### SUPPLIED MATERIAL
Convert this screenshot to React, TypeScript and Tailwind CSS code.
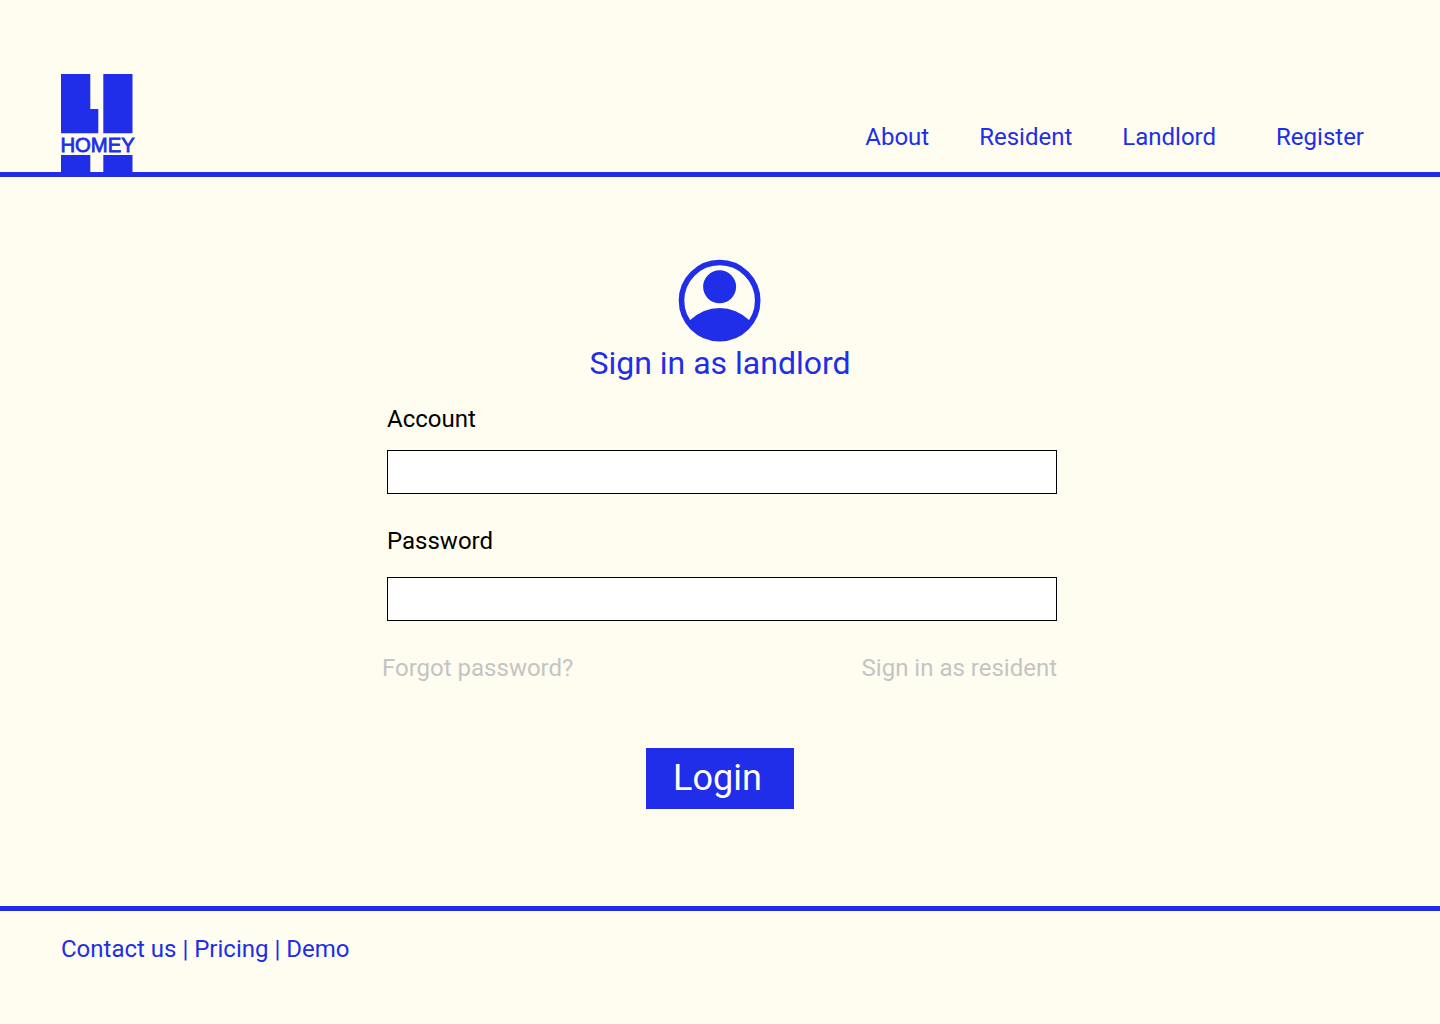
import React from "react";

function Logo() {
  return (
    <svg viewBox="0 0 76 98" className="block h-[98px] w-[76px]" fill="#212EE9" role="img" aria-label="Homey">
      <path d="M0 0H29.3V35H37.3V59.3H0Z" />
      <path d="M42.3 0H71.5V59.3H42.3Z" />
      <path d="M0 81H29.3V98H0Z" />
      <path d="M42.3 81H71.5V98H42.3Z" />
      <text
        x="-0.6"
        y="78"
        fontSize="20.3"
        fontFamily='"Liberation Sans", Arial, sans-serif'
        stroke="#212EE9"
        strokeWidth="0.8"
      >
        HOMEY
      </text>
    </svg>
  );
}

function UserIcon() {
  return (
    <svg viewBox="0 0 82 82" className="block size-[82px] overflow-visible" aria-hidden="true">
      <defs>
        <clipPath id="user-disc">
          <circle cx="40.6" cy="40.6" r="40" />
        </clipPath>
      </defs>
      <circle cx="40.6" cy="40.6" r="38.1" fill="none" stroke="#212EE9" strokeWidth="5.6" />
      <circle cx="40.6" cy="26.8" r="16.5" fill="#212EE9" />
      <circle cx="40.6" cy="90" r="42" fill="#212EE9" clipPath="url(#user-disc)" />
    </svg>
  );
}

function Field({ id, label, type, className }: { id: string; label: string; type: string; className: string }) {
  return (
    <div className={`flex flex-col pr-px pl-[5px] ${className}`}>
      <label htmlFor={id} className="text-black">
        {label}
      </label>
      <input id={id} type={type} className="h-11 w-full border border-black bg-white px-3 text-black" />
    </div>
  );
}

export default function App() {
  return (
    <div className="flex min-h-screen flex-col bg-[#FFFDF0] font-['Roboto',sans-serif] text-2xl/7 text-[#212EE9]">
      <header className="flex items-end justify-between border-b-5 border-[#212EE9] pt-[74px] pr-[76px] pl-[61px]">
        <a href="#home">
          <Logo />
        </a>
        <nav className="flex gap-[50px] pb-[21px]">
          <a href="#about">About</a>
          <a href="#resident">Resident</a>
          <a href="#landlord">Landlord</a>
          <a href="#register" className="ml-2.5">
            Register
          </a>
        </nav>
      </header>

      <main className="flex grow flex-col items-center px-6 pt-[83px] pb-[97px]">
        <UserIcon />
        <h1 className="mt-0.5 text-[32px]/[38px]">Sign in as landlord</h1>
        <form className="mt-[23px] flex w-full max-w-[676px] flex-col" onSubmit={(e) => e.preventDefault()}>
          <Field id="account" label="Account" type="text" className="gap-[17px]" />
          <Field id="password" label="Password" type="password" className="mt-[33px] gap-[22px]" />
          <div className="mt-[33px] flex justify-between pr-px text-[#C4C4C4]">
            <a href="#forgot">Forgot password?</a>
            <a href="#sign-in-resident">Sign in as resident</a>
          </div>
          <button type="submit" className="mt-[66px] self-center bg-[#212EE9] pt-[9px] pr-8 pb-2.5 pl-[27px] text-4xl/[42px] text-white">
            Login
          </button>
        </form>
      </main>

      <footer className="border-t-5 border-[#212EE9] px-[61px] pt-6 pb-[61px]">
        <a href="#contact">Contact us</a> | <a href="#pricing">Pricing</a> | <a href="#demo">Demo</a>
      </footer>
    </div>
  );
}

### EXERCISE AIM
Every line of the data above should be quoted exactly. Omit the pictures.

### TASK RESULT
Convert this screenshot to React, TypeScript and Tailwind CSS code.
import React from "react";

function Logo() {
  return (
    <svg viewBox="0 0 76 98" className="block h-[98px] w-[76px]" fill="#212EE9" role="img" aria-label="Homey">
      <path d="M0 0H29.3V35H37.3V59.3H0Z" />
      <path d="M42.3 0H71.5V59.3H42.3Z" />
      <path d="M0 81H29.3V98H0Z" />
      <path d="M42.3 81H71.5V98H42.3Z" />
      <text
        x="-0.6"
        y="78"
        fontSize="20.3"
        fontFamily='"Liberation Sans", Arial, sans-serif'
        stroke="#212EE9"
        strokeWidth="0.8"
      >
        HOMEY
      </text>
    </svg>
  );
}

function UserIcon() {
  return (
    <svg viewBox="0 0 82 82" className="block size-[82px] overflow-visible" aria-hidden="true">
      <defs>
        <clipPath id="user-disc">
          <circle cx="40.6" cy="40.6" r="40" />
        </clipPath>
      </defs>
      <circle cx="40.6" cy="40.6" r="38.1" fill="none" stroke="#212EE9" strokeWidth="5.6" />
      <circle cx="40.6" cy="26.8" r="16.5" fill="#212EE9" />
      <circle cx="40.6" cy="90" r="42" fill="#212EE9" clipPath="url(#user-disc)" />
    </svg>
  );
}

function Field({ id, label, type, className }: { id: string; label: string; type: string; className: string }) {
  return (
    <div className={`flex flex-col pr-px pl-[5px] ${className}`}>
      <label htmlFor={id} className="text-black">
        {label}
      </label>
      <input id={id} type={type} className="h-11 w-full border border-black bg-white px-3 text-black" />
    </div>
  );
}

export default function App() {
  return (
    <div className="flex min-h-screen flex-col bg-[#FFFDF0] font-['Roboto',sans-serif] text-2xl/7 text-[#212EE9]">
      <header className="flex items-end justify-between border-b-5 border-[#212EE9] pt-[74px] pr-[76px] pl-[61px]">
        <a href="#home">
          <Logo />
        </a>
        <nav className="flex gap-[50px] pb-[21px]">
          <a href="#about">About</a>
          <a href="#resident">Resident</a>
          <a href="#landlord">Landlord</a>
          <a href="#register" className="ml-2.5">
            Register
          </a>
        </nav>
      </header>

      <main className="flex grow flex-col items-center px-6 pt-[83px] pb-[97px]">
        <UserIcon />
        <h1 className="mt-0.5 text-[32px]/[38px]">Sign in as landlord</h1>
        <form className="mt-[23px] flex w-full max-w-[676px] flex-col" onSubmit={(e) => e.preventDefault()}>
          <Field id="account" label="Account" type="text" className="gap-[17px]" />
          <Field id="password" label="Password" type="password" className="mt-[33px] gap-[22px]" />
          <div className="mt-[33px] flex justify-between pr-px text-[#C4C4C4]">
            <a href="#forgot">Forgot password?</a>
            <a href="#sign-in-resident">Sign in as resident</a>
          </div>
          <button type="submit" className="mt-[66px] self-center bg-[#212EE9] pt-[9px] pr-8 pb-2.5 pl-[27px] text-4xl/[42px] text-white">
            Login
          </button>
        </form>
      </main>

      <footer className="border-t-5 border-[#212EE9] px-[61px] pt-6 pb-[61px]">
        <a href="#contact">Contact us</a> | <a href="#pricing">Pricing</a> | <a href="#demo">Demo</a>
      </footer>
    </div>
  );
}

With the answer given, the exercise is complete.